━━ Data shown

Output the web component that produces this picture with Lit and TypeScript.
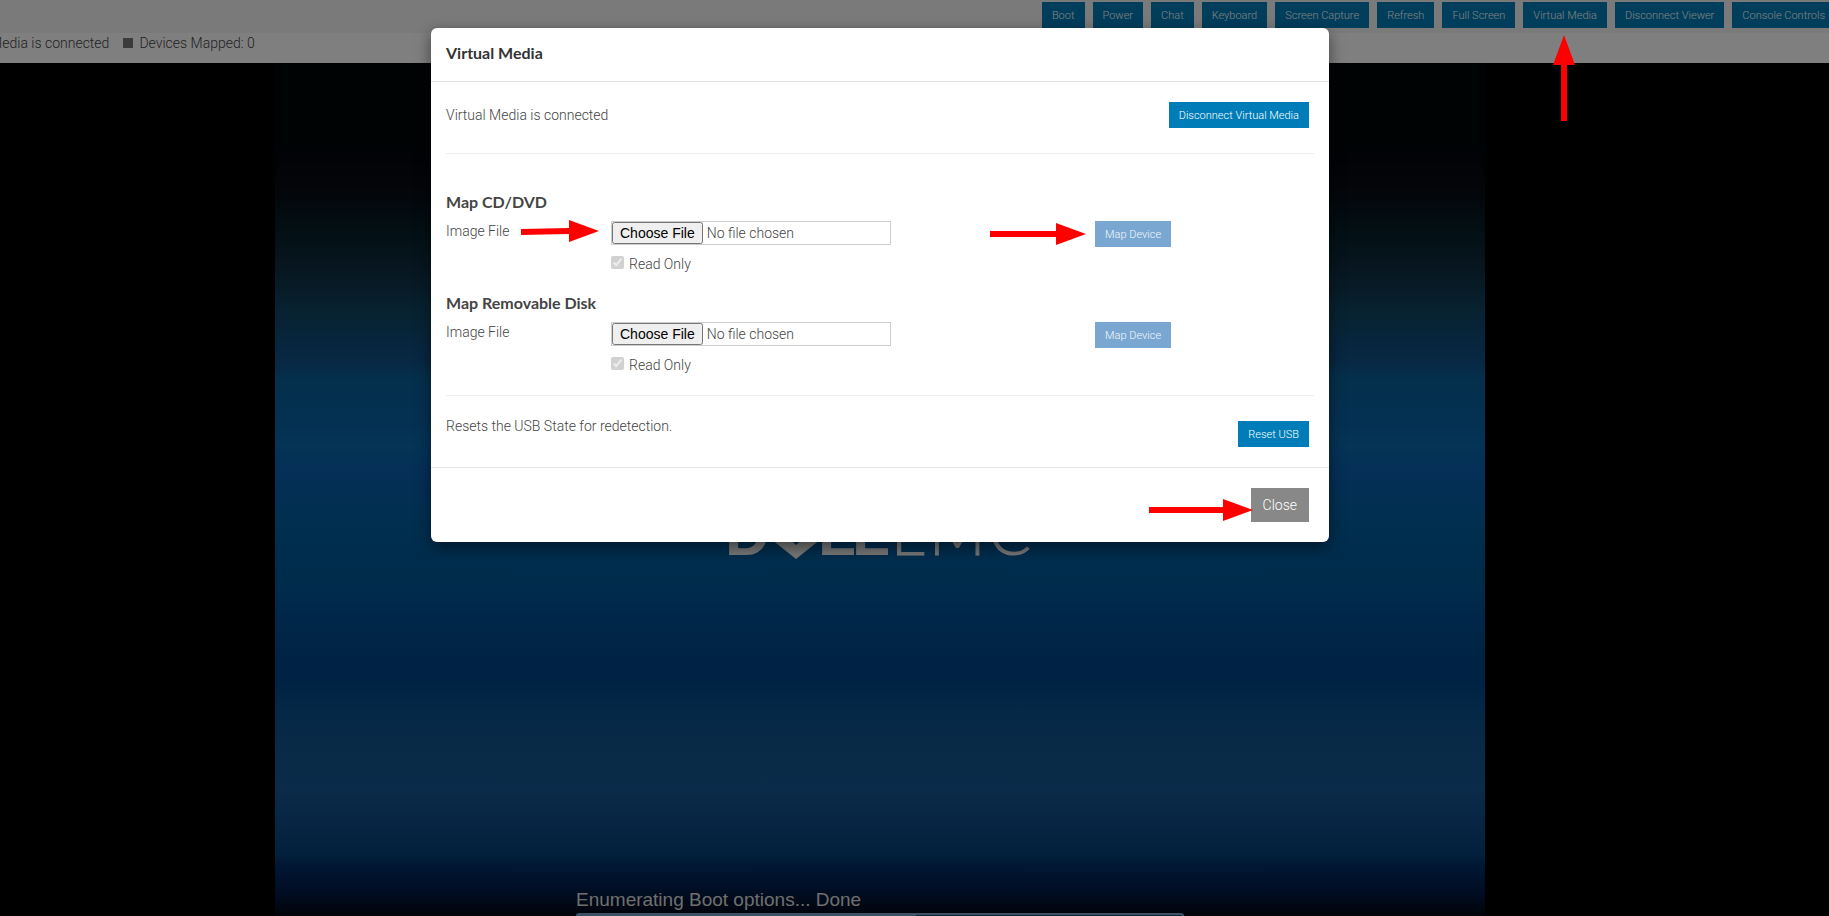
import { LitElement, html, css, svg } from "lit";
import { customElement, property } from "lit/decorators.js";

const TOOLBAR = [
  "Boot",
  "Power",
  "Chat",
  "Keyboard",
  "Screen Capture",
  "Refresh",
  "Full Screen",
  "Virtual Media",
  "Disconnect Viewer",
  "Console Controls",
];

const buttonStyles = css`
  button {
    font: 300 11px/25px Roboto, sans-serif;
    color: #fff;
    background: #007db8;
    border: 0;
    border-radius: 0;
    padding: 1px 10px 0;
    margin: 0;
    height: 26px;
    white-space: nowrap;
  }
  button:disabled {
    background: #7aa7d2;
    color: #f2f7fb;
  }
`;

@customElement("console-screen")
export class ConsoleScreen extends LitElement {
  static styles = css`
    :host {
      display: flex;
      justify-content: center;
      min-height: 0;
      background: #000;
    }
    .screen {
      width: 1210px;
      display: flex;
      flex-direction: column;
      align-items: center;
      background: linear-gradient(
        to bottom,
        #000608 0%,
        #000608 9%,
        #02060e 11%,
        #080c14 15%,
        #06202a 20%,
        #0e2c40 24%,
        #0e4460 29%,
        #105088 35%,
        #08609a 37%,
        #0862a4 42%,
        #0868ac 45%,
        #0a5eae 48%,
        #005e9e 54%,
        #005898 61%,
        #005094 64%,
        #004488 72%,
        #08508c 76%,
        #145690 81%,
        #145692 85%,
        #104c86 89%,
        #043e78 93%,
        #003068 94%,
        #001c48 97%,
        #000814 100%
      );
    }
    .logo {
      flex: none;
      margin-top: 440px;
      fill: #eee;
    }
    .heavy {
      font: 700 62px "Liberation Sans", sans-serif;
    }
    .thin {
      font: 300 62px Lato, sans-serif;
      stroke: #eee;
      stroke-width: 1px;
    }
    .boot {
      width: 608px;
      margin-top: auto;
    }
    .message {
      font: 19px/26px "Liberation Sans", sans-serif;
      color: #ddd;
    }
    .bar {
      height: 3px;
      box-sizing: border-box;
      border: 2px solid #74a2cc;
      border-bottom: 0;
      border-radius: 3px 3px 0 0;
      background: #184866;
    }
    .fill {
      width: 56%;
      height: 1px;
      background: #74a2cc;
    }
  `;

  render() {
    return html`
      <div class="screen">
        <svg class="logo" width="304" height="60" viewBox="0 0 304 60" role="img" aria-label="Dell EMC">
          ${svg`
            <text class="heavy" x="-3" y="52">D</text>
            <path d="M68 56 L38 32 L58 32 L68 42 L88 24 L98 32 Z" />
            <text class="heavy" x="90 124" y="52">LL</text>
            <text class="thin" x="163 201 261" y="52">EMC</text>
          `}
        </svg>
        <div class="boot">
          <div class="message">Enumerating Boot options... Done</div>
          <div class="bar"><div class="fill"></div></div>
        </div>
      </div>
    `;
  }
}

@customElement("device-mapper")
export class DeviceMapper extends LitElement {
  @property() heading = "";

  static styles = [
    buttonStyles,
    css`
      :host {
        display: block;
      }
      h3 {
        font: 700 16px/24px Lato, sans-serif;
        color: #444;
        margin: 0 0 7px;
      }
      .row {
        display: grid;
        grid-template-columns: 165fr 484fr 219fr;
        align-items: start;
        height: 70px;
      }
      label {
        line-height: 20px;
      }
      input[type="file"] {
        display: block;
        box-sizing: border-box;
        width: 280px;
        max-width: 100%;
        height: 24px;
        border: 1px solid #ccc;
        margin: 0 0 11px;
        padding: 0;
        font: inherit;
        line-height: 20px;
        color: #444;
      }
      input[type="file"]::file-selector-button {
        font: 14px/18px "Liberation Sans", Arial, sans-serif;
        height: 22px;
      }
      .check {
        display: flex;
        align-items: flex-start;
        gap: 5px;
      }
      .check label {
        line-height: 16px;
      }
      input[type="checkbox"] {
        width: 13px;
        height: 13px;
        margin: 0;
      }
    `,
  ];

  render() {
    return html`
      <h3>${this.heading}</h3>
      <div class="row">
        <label for="file">Image File</label>
        <div>
          <input id="file" type="file" />
          <div class="check">
            <input id="readonly" type="checkbox" checked disabled />
            <label for="readonly">Read Only</label>
          </div>
        </div>
        <div><button disabled>Map Device</button></div>
      </div>
    `;
  }
}

@customElement("media-dialog")
export class MediaDialog extends LitElement {
  static styles = [
    buttonStyles,
    css`
      :host {
        display: block;
        box-sizing: border-box;
        width: 898px;
        background: #fff;
        border-radius: 6px;
        box-shadow: 0 5px 15px rgba(0, 0, 0, 0.5);
      }
      h2 {
        font: 700 16px/24px Lato, sans-serif;
        color: #333;
        margin: 0;
        padding: 13px 15px 16px;
        border-bottom: 1px solid #e5e5e5;
      }
      .body {
        padding: 20px 15px;
      }
      .line {
        display: flex;
        justify-content: space-between;
        align-items: flex-start;
        padding-right: 5px;
        line-height: 26px;
      }
      .divider {
        border: 0;
        border-top: 1px solid #eee;
        margin: 25px 0 36px;
      }
      .divider.low {
        margin: 3px 0 25px;
      }
      .reset {
        line-height: 10px;
      }
      footer {
        display: flex;
        justify-content: flex-end;
        padding: 20px;
        border-top: 1px solid #e5e5e5;
      }
      footer button {
        font-size: 14px;
        height: 34px;
        padding: 0 12px;
        background: #888;
      }
    `,
  ];

  render() {
    return html`
      <h2>Virtual Media</h2>
      <div class="body">
        <div class="line">
          <span>Virtual Media is connected</span>
          <button>Disconnect Virtual Media</button>
        </div>
        <hr class="divider" />
        <device-mapper heading="Map CD/DVD"></device-mapper>
        <device-mapper heading="Map Removable Disk"></device-mapper>
        <hr class="divider low" />
        <div class="line">
          <span class="reset">Resets the USB State for redetection.</span>
          <button>Reset USB</button>
        </div>
      </div>
      <footer><button>Close</button></footer>
    `;
  }
}

@customElement("app-root")
export class AppRoot extends LitElement {
  static styles = [
    buttonStyles,
    css`
      :host {
        display: block;
        position: relative;
        height: 100vh;
        overflow: hidden;
        font: 300 14px/20px Roboto, sans-serif;
        color: #444;
      }
      .page {
        position: relative;
        height: 100%;
        margin: 0 -6px 0 -75px;
        display: flex;
        flex-direction: column;
      }
      .toolbar {
        display: flex;
        justify-content: flex-end;
        gap: 8px;
        padding: 2px 0 5px;
        background: #f4f4f4;
      }
      .status {
        display: flex;
        align-items: center;
        padding: 0 22px 10px;
        background: #fff;
      }
      .square {
        width: 10px;
        height: 10px;
        margin: 0 6px 0 14px;
        background: #777;
      }
      console-screen {
        flex: 1;
      }
      .backdrop {
        position: absolute;
        inset: 0;
        display: flex;
        justify-content: center;
        align-items: flex-start;
        padding-top: 28px;
        background: rgba(0, 0, 0, 0.5);
      }
      .arrows {
        position: absolute;
        left: 0;
        top: 0;
        pointer-events: none;
        fill: #f00;
      }
    `,
  ];

  render() {
    return html`
      <div class="page">
        <nav class="toolbar">${TOOLBAR.map((name) => html`<button>${name}</button>`)}</nav>
        <div class="status">
          <span>Virtual Media is connected</span>
          <span class="square"></span>
          <span>Devices Mapped: 0</span>
        </div>
        <console-screen></console-screen>
        <div class="backdrop"><media-dialog></media-dialog></div>
      </div>
      <svg class="arrows" width="1829" height="916" viewBox="0 0 1829 916" aria-hidden="true">
        <path d="M1564 35 L1575 65 H1567 V121 H1561 V65 H1553 Z" />
        <path d="M599 231 L569 242 V234 L521 235 V229 L569 228 V220 Z" />
        <path d="M1086 234 L1056 245 V237 H990 V231 H1056 V223 Z" />
        <path d="M1253 510 L1223 521 V513 H1149 V507 H1223 V499 Z" />
      </svg>
    `;
  }
}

━━━━

§ What is needed
Select all lines in the listing above where the word "this" appears, and show them.

§ Output below
Output the web component that produces this picture with Lit and TypeScript.
      <h3>${this.heading}</h3>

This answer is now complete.